Lines of data
######
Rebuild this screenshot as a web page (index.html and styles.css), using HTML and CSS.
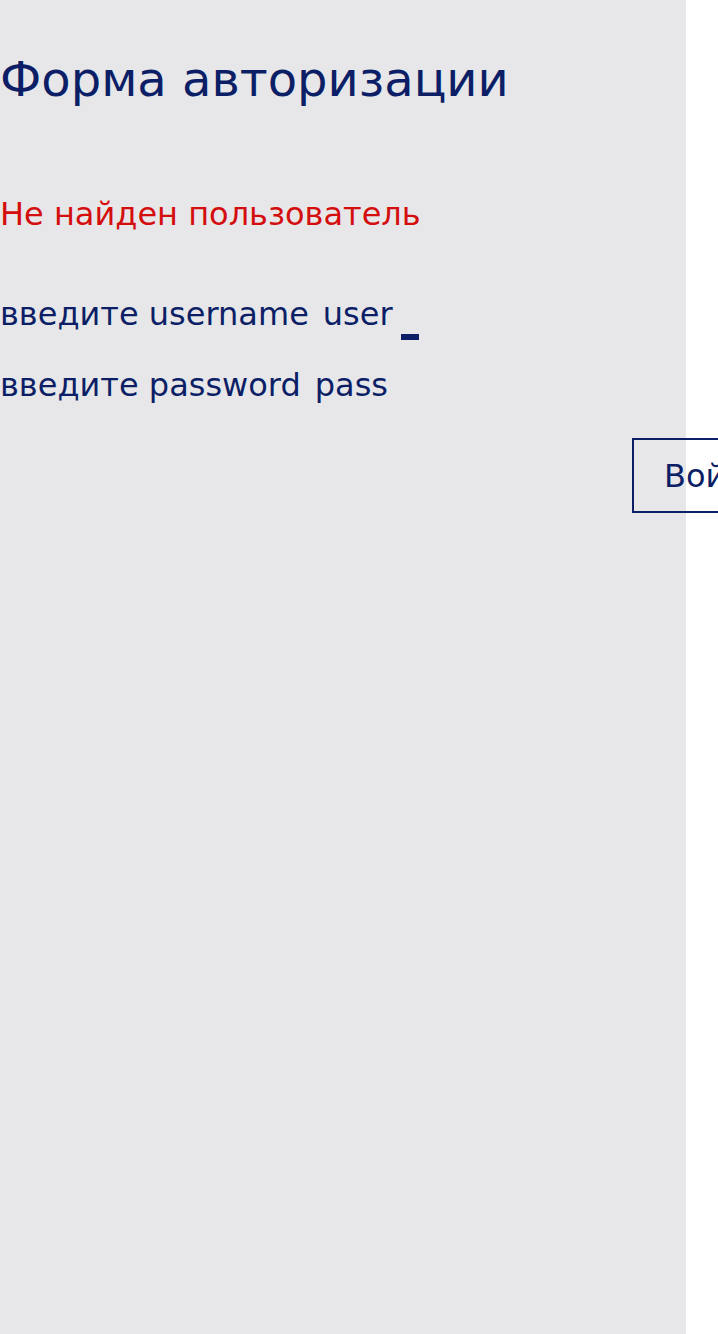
FILE: index.html
```html
<!DOCTYPE html>
<html lang="ru">
<head>
<meta charset="utf-8">
<title>Форма авторизации</title>
<link rel="stylesheet" href="styles.css">
</head>
<body>
<main class="panel">
  <h1 class="title">Форма авторизации</h1>
  <p class="error">Не найден пользователь</p>
  <div class="field">
    <span class="label">введите username</span>
    <span class="value">user</span>
    <span class="caret"></span>
  </div>
  <div class="field field-second">
    <span class="label">введите password</span>
    <span class="value">pass</span>
  </div>
  <div class="actions">
    <button class="btn" type="button">Войти</button>
  </div>
</main>
</body>
</html>
```
FILE: styles.css
```css
body {
  margin: 0;
  background: #ffffff;
  font-family: "DejaVu Sans", "Open Sans", sans-serif;
  color: #0c1f66;
}
.panel {
  width: 686px;
  min-height: 1334px;
  background: #e7e7ea;
  padding-top: 51px;
  box-sizing: border-box;
  overflow: visible;
}
.title {
  margin: 0;
  font-size: 48px;
  font-weight: 400;
  line-height: 56px;
}
.error {
  margin: 87px 0 0;
  color: #d40d0d;
  font-size: 32px;
  line-height: 40px;
}
.field {
  display: flex;
  align-items: baseline;
  font-size: 32px;
  line-height: 40px;
  margin-top: 60px;
}
.field-second {
  margin-top: 31px;
}
.label {
  margin-right: 14px;
}
.caret {
  align-self: flex-end;
  width: 18px;
  height: 6px;
  margin: 0 0 -6px 8px;
  background: #0c1f66;
}
.actions {
  margin-top: 33px;
  padding-left: 632px;
  white-space: nowrap;
}
.btn {
  width: 190px;
  height: 75px;
  border: 2px solid #0c1f66;
  border-radius: 0;
  background: transparent;
  color: #0c1f66;
  font-family: inherit;
  font-size: 32px;
  line-height: 40px;
  text-align: left;
  padding: 0 0 0 30px;
  white-space: nowrap;
}
```
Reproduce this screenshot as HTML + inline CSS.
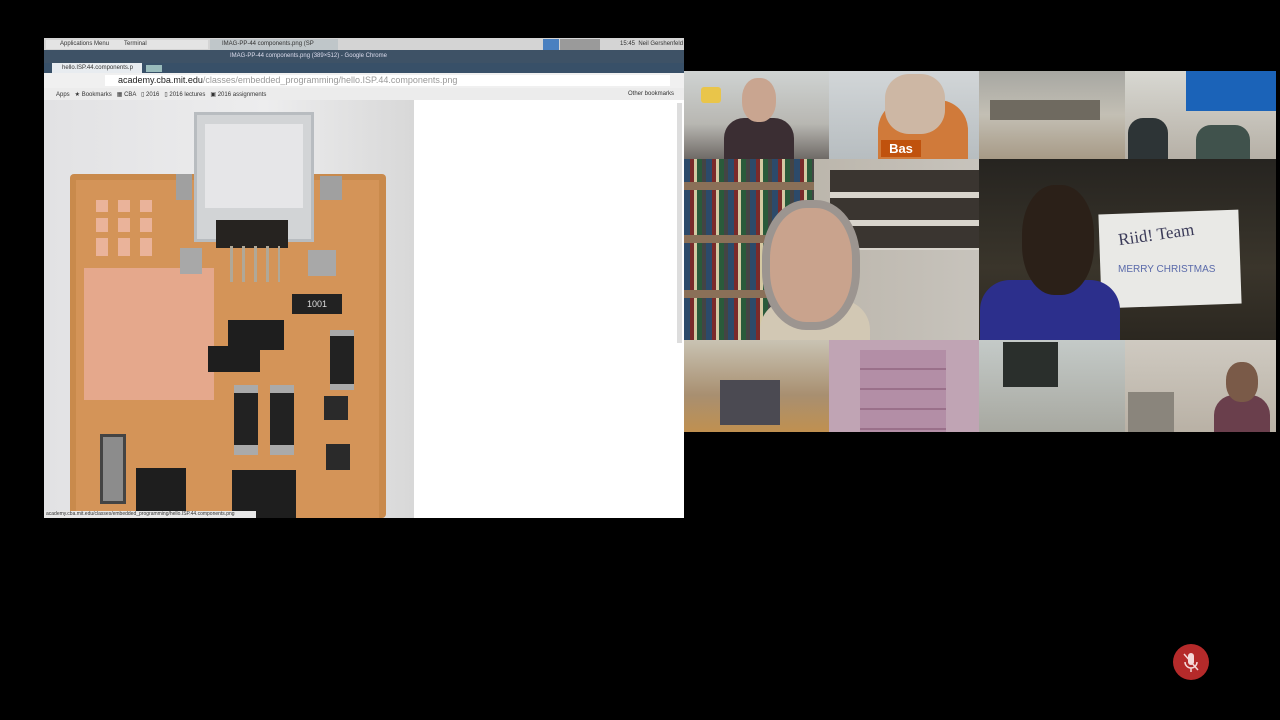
######
**Stated task**
Make an exact copy of every entry above, minus the images.

**Task answer**
Rebuild this screenshot as a web page (index.html and styles.css), using HTML and CSS.
FILE: index.html
```html
<!DOCTYPE html>
<html lang="ru">
<head>
<meta charset="utf-8">
<title>Форма авторизации</title>
<link rel="stylesheet" href="styles.css">
</head>
<body>
<main class="panel">
  <h1 class="title">Форма авторизации</h1>
  <p class="error">Не найден пользователь</p>
  <div class="field">
    <span class="label">введите username</span>
    <span class="value">user</span>
    <span class="caret"></span>
  </div>
  <div class="field field-second">
    <span class="label">введите password</span>
    <span class="value">pass</span>
  </div>
  <div class="actions">
    <button class="btn" type="button">Войти</button>
  </div>
</main>
</body>
</html>
```
FILE: styles.css
```css
body {
  margin: 0;
  background: #ffffff;
  font-family: "DejaVu Sans", "Open Sans", sans-serif;
  color: #0c1f66;
}
.panel {
  width: 686px;
  min-height: 1334px;
  background: #e7e7ea;
  padding-top: 51px;
  box-sizing: border-box;
  overflow: visible;
}
.title {
  margin: 0;
  font-size: 48px;
  font-weight: 400;
  line-height: 56px;
}
.error {
  margin: 87px 0 0;
  color: #d40d0d;
  font-size: 32px;
  line-height: 40px;
}
.field {
  display: flex;
  align-items: baseline;
  font-size: 32px;
  line-height: 40px;
  margin-top: 60px;
}
.field-second {
  margin-top: 31px;
}
.label {
  margin-right: 14px;
}
.caret {
  align-self: flex-end;
  width: 18px;
  height: 6px;
  margin: 0 0 -6px 8px;
  background: #0c1f66;
}
.actions {
  margin-top: 33px;
  padding-left: 632px;
  white-space: nowrap;
}
.btn {
  width: 190px;
  height: 75px;
  border: 2px solid #0c1f66;
  border-radius: 0;
  background: transparent;
  color: #0c1f66;
  font-family: inherit;
  font-size: 32px;
  line-height: 40px;
  text-align: left;
  padding: 0 0 0 30px;
  white-space: nowrap;
}
```
Reproduce this screenshot as HTML + inline CSS.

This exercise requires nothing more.